## REQUIREMENT
Nothing in the data should change when you return it, but leave the pictures out.

## INFORMATION SHOWN

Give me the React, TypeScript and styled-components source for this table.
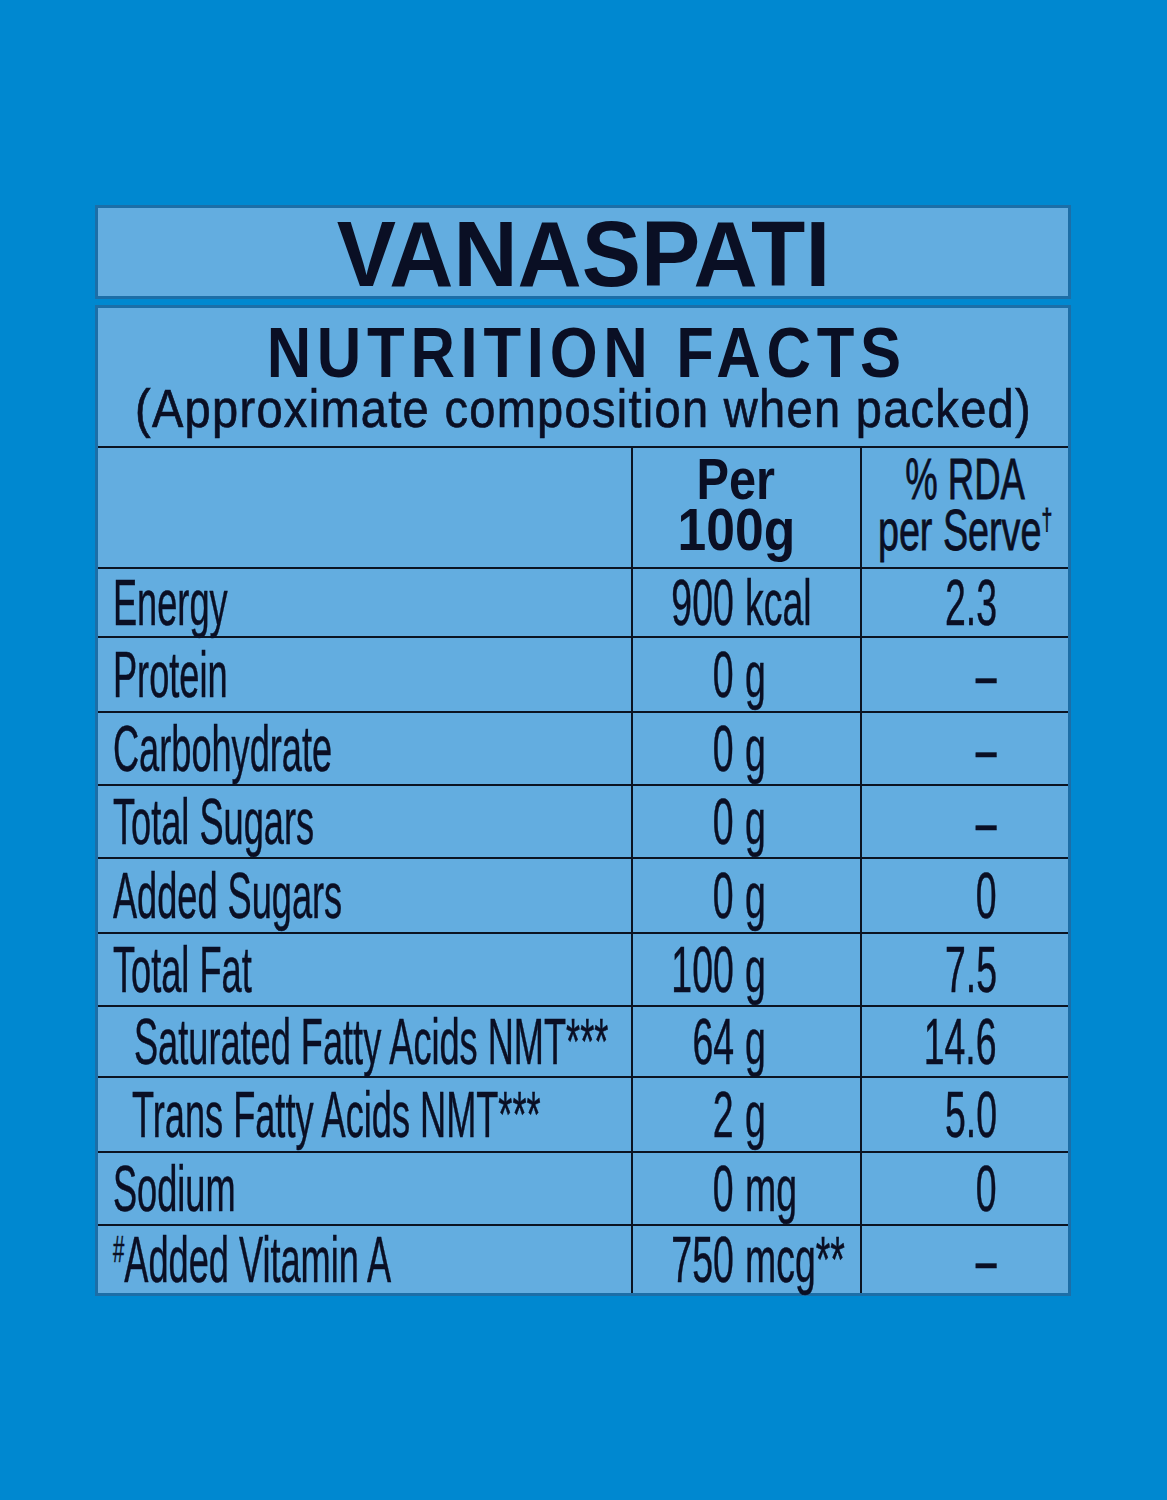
import React from "react";
import styled, { createGlobalStyle } from "styled-components";

const GlobalStyle = createGlobalStyle`
  html, body {
    margin: 0;
    padding: 0;
    background: #0088d0;
  }
  body {
    font-family: "Liberation Sans", Arial, sans-serif;
    color: #0a0f24;
  }
`;

const INK = "#0a0f24";
const PANEL = "#63ade0";
const EDGE = "#1c6ea7";
const LINE = "#0b1422";

const Page = styled.div`
  width: 1167px;
  height: 1500px;
  background: #0088d0;
  box-sizing: border-box;
  padding: 205px 0 0 95px;
`;

const Label = styled.div`
  width: 976px;
  display: flex;
  flex-direction: column;
  gap: 6px;
`;

const Panel = styled.section`
  background: ${PANEL};
  border: 3px solid ${EDGE};
  box-sizing: border-box;
`;

const TitleBox = styled(Panel)`
  height: 94px;
  display: flex;
  align-items: center;
  justify-content: center;
  padding-top: 4px;
`;

const Title = styled.h1`
  margin: 0;
  font-family: "Liberation Sans", Arial, sans-serif;
  font-weight: 700;
  font-size: 93px;
  line-height: 1;
  letter-spacing: 0;
  transform: scaleX(0.955);
  color: ${INK};
`;

const Heading = styled.div`
  height: 138px;
  box-sizing: border-box;
  padding-top: 14px;
  display: flex;
  flex-direction: column;
  align-items: center;
`;

const HeadTitle = styled.h2`
  margin: 0;
  font-weight: 700;
  font-size: 70px;
  line-height: 62px;
  letter-spacing: 6.5px;
  margin-right: -6.5px;
  white-space: nowrap;
  transform: scaleX(0.88);
  color: ${INK};
`;

const Sub = styled.div`
  font-size: 54px;
  line-height: 48px;
  letter-spacing: 1.5px;
  margin-right: -1.5px;
  white-space: nowrap;
  flex-shrink: 0;
  transform: scaleX(0.87);
  color: ${INK};
  -webkit-text-stroke: 0.7px ${INK};
`;

const Row = styled.div<{ $h: number }>`
  display: grid;
  grid-template-columns: 535px 229px 1fr;
  height: ${(p) => p.$h}px;
  border-top: 2px solid ${LINE};
  box-sizing: border-box;
`;

const Cell = styled.div<{ $last?: boolean }>`
  display: flex;
  align-items: center;
  min-width: 0;
  border-right: ${(p) => (p.$last ? "none" : `2px solid ${LINE}`)};
  font-size: 64px;
  line-height: 1;
  white-space: nowrap;
  color: ${INK};
  -webkit-text-stroke: 0.5px ${INK};
`;

const NameCell = styled(Cell)<{ $indent: number }>`
  padding-left: ${(p) => 15 + p.$indent}px;
`;

const AmountCell = styled(Cell)`
  display: grid;
  grid-template-columns: 101px 1fr;
  align-items: center;
`;

const RdaCell = styled(Cell)`
  justify-content: flex-end;
  padding-right: 71px;
`;

const HeadCell = styled(Cell)<{ $shift: number }>`
  flex-direction: column;
  justify-content: center;
  padding-right: ${(p) => p.$shift}px;
  padding-bottom: 8px;
  -webkit-text-stroke: 0;
`;

const Squeeze = styled.span<{ $scale: number; $origin: string }>`
  display: inline-block;
  transform: scaleX(${(p) => p.$scale});
  transform-origin: ${(p) => p.$origin} center;
`;

const Num = styled(Squeeze)`
  justify-self: end;
`;

const Unit = styled(Squeeze)`
  justify-self: start;
  margin-left: 11px;
`;

const HeadLine = styled(Squeeze)<{ $bold?: boolean; $size: number }>`
  font-weight: ${(p) => (p.$bold ? 700 : 400)};
  font-size: ${(p) => p.$size}px;
  line-height: 51px;
  -webkit-text-stroke: ${(p) => (p.$bold ? 0 : 0.8)}px ${INK};
`;

const Sup = styled.sup<{ $size: number; $rise: number }>`
  font-size: ${(p) => p.$size}px;
  vertical-align: ${(p) => p.$rise}px;
  line-height: 0;
`;

type Item = {
  label: string;
  indent?: number;
  hash?: boolean;
  num: string;
  unit: string;
  rda: string;
  h: number;
};

const rows: Item[] = [
  { label: "Energy", num: "900", unit: "kcal", rda: "2.3", h: 69 },
  { label: "Protein", num: "0", unit: "g", rda: "–", h: 75 },
  { label: "Carbohydrate", num: "0", unit: "g", rda: "–", h: 73 },
  { label: "Total Sugars", num: "0", unit: "g", rda: "–", h: 73 },
  { label: "Added Sugars", num: "0", unit: "g", rda: "0", h: 75 },
  { label: "Total Fat", num: "100", unit: "g", rda: "7.5", h: 73 },
  { label: "Saturated Fatty Acids NMT***", indent: 21, num: "64", unit: "g", rda: "14.6", h: 71 },
  { label: "Trans Fatty Acids NMT***", indent: 19, num: "2", unit: "g", rda: "5.0", h: 75 },
  { label: "Sodium", num: "0", unit: "mg", rda: "0", h: 73 },
  { label: "Added Vitamin A", hash: true, num: "750", unit: "mcg**", rda: "–", h: 69 },
];

const LABEL_SCALE = 0.565;
const VALUE_SCALE = 0.585;

export default function App() {
  return (
    <>
      <GlobalStyle />
      <Page>
        <Label>
          <TitleBox>
            <Title>VANASPATI</Title>
          </TitleBox>
          <Panel>
            <Heading>
              <HeadTitle>NUTRITION FACTS</HeadTitle>
              <Sub>(Approximate composition when packed)</Sub>
            </Heading>
            <Row $h={121}>
              <Cell />
              <HeadCell $shift={21}>
                <HeadLine $bold $size={58} $scale={0.84} $origin="center">
                  Per
                </HeadLine>
                <HeadLine $bold $size={60} $scale={0.86} $origin="center">
                  100g
                </HeadLine>
              </HeadCell>
              <HeadCell $last $shift={0}>
                <HeadLine $size={58} $scale={0.63} $origin="center">
                  % RDA
                </HeadLine>
                <HeadLine $size={58} $scale={0.65} $origin="center">
                  per Serve
                  <Sup $size={30} $rise={20}>
                    †
                  </Sup>
                </HeadLine>
              </HeadCell>
            </Row>
            {rows.map((r) => (
              <Row key={r.label} $h={r.h}>
                <NameCell $indent={r.indent ?? 0}>
                  <Squeeze $scale={LABEL_SCALE} $origin="left">
                    {r.hash && (
                      <Sup $size={36} $rise={20}>
                        #
                      </Sup>
                    )}
                    {r.label}
                  </Squeeze>
                </NameCell>
                <AmountCell>
                  <Num $scale={VALUE_SCALE} $origin="right">
                    {r.num}
                  </Num>
                  <Unit $scale={VALUE_SCALE} $origin="left">
                    {r.unit}
                  </Unit>
                </AmountCell>
                <RdaCell $last>
                  <Squeeze $scale={VALUE_SCALE} $origin="right">
                    {r.rda}
                  </Squeeze>
                </RdaCell>
              </Row>
            ))}
          </Panel>
        </Label>
      </Page>
    </>
  );
}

## OUTPUT OF THE EXERCISE
Give me the React, TypeScript and styled-components source for this table.
import React from "react";
import styled, { createGlobalStyle } from "styled-components";

const GlobalStyle = createGlobalStyle`
  html, body {
    margin: 0;
    padding: 0;
    background: #0088d0;
  }
  body {
    font-family: "Liberation Sans", Arial, sans-serif;
    color: #0a0f24;
  }
`;

const INK = "#0a0f24";
const PANEL = "#63ade0";
const EDGE = "#1c6ea7";
const LINE = "#0b1422";

const Page = styled.div`
  width: 1167px;
  height: 1500px;
  background: #0088d0;
  box-sizing: border-box;
  padding: 205px 0 0 95px;
`;

const Label = styled.div`
  width: 976px;
  display: flex;
  flex-direction: column;
  gap: 6px;
`;

const Panel = styled.section`
  background: ${PANEL};
  border: 3px solid ${EDGE};
  box-sizing: border-box;
`;

const TitleBox = styled(Panel)`
  height: 94px;
  display: flex;
  align-items: center;
  justify-content: center;
  padding-top: 4px;
`;

const Title = styled.h1`
  margin: 0;
  font-family: "Liberation Sans", Arial, sans-serif;
  font-weight: 700;
  font-size: 93px;
  line-height: 1;
  letter-spacing: 0;
  transform: scaleX(0.955);
  color: ${INK};
`;

const Heading = styled.div`
  height: 138px;
  box-sizing: border-box;
  padding-top: 14px;
  display: flex;
  flex-direction: column;
  align-items: center;
`;

const HeadTitle = styled.h2`
  margin: 0;
  font-weight: 700;
  font-size: 70px;
  line-height: 62px;
  letter-spacing: 6.5px;
  margin-right: -6.5px;
  white-space: nowrap;
  transform: scaleX(0.88);
  color: ${INK};
`;

const Sub = styled.div`
  font-size: 54px;
  line-height: 48px;
  letter-spacing: 1.5px;
  margin-right: -1.5px;
  white-space: nowrap;
  flex-shrink: 0;
  transform: scaleX(0.87);
  color: ${INK};
  -webkit-text-stroke: 0.7px ${INK};
`;

const Row = styled.div<{ $h: number }>`
  display: grid;
  grid-template-columns: 535px 229px 1fr;
  height: ${(p) => p.$h}px;
  border-top: 2px solid ${LINE};
  box-sizing: border-box;
`;

const Cell = styled.div<{ $last?: boolean }>`
  display: flex;
  align-items: center;
  min-width: 0;
  border-right: ${(p) => (p.$last ? "none" : `2px solid ${LINE}`)};
  font-size: 64px;
  line-height: 1;
  white-space: nowrap;
  color: ${INK};
  -webkit-text-stroke: 0.5px ${INK};
`;

const NameCell = styled(Cell)<{ $indent: number }>`
  padding-left: ${(p) => 15 + p.$indent}px;
`;

const AmountCell = styled(Cell)`
  display: grid;
  grid-template-columns: 101px 1fr;
  align-items: center;
`;

const RdaCell = styled(Cell)`
  justify-content: flex-end;
  padding-right: 71px;
`;

const HeadCell = styled(Cell)<{ $shift: number }>`
  flex-direction: column;
  justify-content: center;
  padding-right: ${(p) => p.$shift}px;
  padding-bottom: 8px;
  -webkit-text-stroke: 0;
`;

const Squeeze = styled.span<{ $scale: number; $origin: string }>`
  display: inline-block;
  transform: scaleX(${(p) => p.$scale});
  transform-origin: ${(p) => p.$origin} center;
`;

const Num = styled(Squeeze)`
  justify-self: end;
`;

const Unit = styled(Squeeze)`
  justify-self: start;
  margin-left: 11px;
`;

const HeadLine = styled(Squeeze)<{ $bold?: boolean; $size: number }>`
  font-weight: ${(p) => (p.$bold ? 700 : 400)};
  font-size: ${(p) => p.$size}px;
  line-height: 51px;
  -webkit-text-stroke: ${(p) => (p.$bold ? 0 : 0.8)}px ${INK};
`;

const Sup = styled.sup<{ $size: number; $rise: number }>`
  font-size: ${(p) => p.$size}px;
  vertical-align: ${(p) => p.$rise}px;
  line-height: 0;
`;

type Item = {
  label: string;
  indent?: number;
  hash?: boolean;
  num: string;
  unit: string;
  rda: string;
  h: number;
};

const rows: Item[] = [
  { label: "Energy", num: "900", unit: "kcal", rda: "2.3", h: 69 },
  { label: "Protein", num: "0", unit: "g", rda: "–", h: 75 },
  { label: "Carbohydrate", num: "0", unit: "g", rda: "–", h: 73 },
  { label: "Total Sugars", num: "0", unit: "g", rda: "–", h: 73 },
  { label: "Added Sugars", num: "0", unit: "g", rda: "0", h: 75 },
  { label: "Total Fat", num: "100", unit: "g", rda: "7.5", h: 73 },
  { label: "Saturated Fatty Acids NMT***", indent: 21, num: "64", unit: "g", rda: "14.6", h: 71 },
  { label: "Trans Fatty Acids NMT***", indent: 19, num: "2", unit: "g", rda: "5.0", h: 75 },
  { label: "Sodium", num: "0", unit: "mg", rda: "0", h: 73 },
  { label: "Added Vitamin A", hash: true, num: "750", unit: "mcg**", rda: "–", h: 69 },
];

const LABEL_SCALE = 0.565;
const VALUE_SCALE = 0.585;

export default function App() {
  return (
    <>
      <GlobalStyle />
      <Page>
        <Label>
          <TitleBox>
            <Title>VANASPATI</Title>
          </TitleBox>
          <Panel>
            <Heading>
              <HeadTitle>NUTRITION FACTS</HeadTitle>
              <Sub>(Approximate composition when packed)</Sub>
            </Heading>
            <Row $h={121}>
              <Cell />
              <HeadCell $shift={21}>
                <HeadLine $bold $size={58} $scale={0.84} $origin="center">
                  Per
                </HeadLine>
                <HeadLine $bold $size={60} $scale={0.86} $origin="center">
                  100g
                </HeadLine>
              </HeadCell>
              <HeadCell $last $shift={0}>
                <HeadLine $size={58} $scale={0.63} $origin="center">
                  % RDA
                </HeadLine>
                <HeadLine $size={58} $scale={0.65} $origin="center">
                  per Serve
                  <Sup $size={30} $rise={20}>
                    †
                  </Sup>
                </HeadLine>
              </HeadCell>
            </Row>
            {rows.map((r) => (
              <Row key={r.label} $h={r.h}>
                <NameCell $indent={r.indent ?? 0}>
                  <Squeeze $scale={LABEL_SCALE} $origin="left">
                    {r.hash && (
                      <Sup $size={36} $rise={20}>
                        #
                      </Sup>
                    )}
                    {r.label}
                  </Squeeze>
                </NameCell>
                <AmountCell>
                  <Num $scale={VALUE_SCALE} $origin="right">
                    {r.num}
                  </Num>
                  <Unit $scale={VALUE_SCALE} $origin="left">
                    {r.unit}
                  </Unit>
                </AmountCell>
                <RdaCell $last>
                  <Squeeze $scale={VALUE_SCALE} $origin="right">
                    {r.rda}
                  </Squeeze>
                </RdaCell>
              </Row>
            ))}
          </Panel>
        </Label>
      </Page>
    </>
  );
}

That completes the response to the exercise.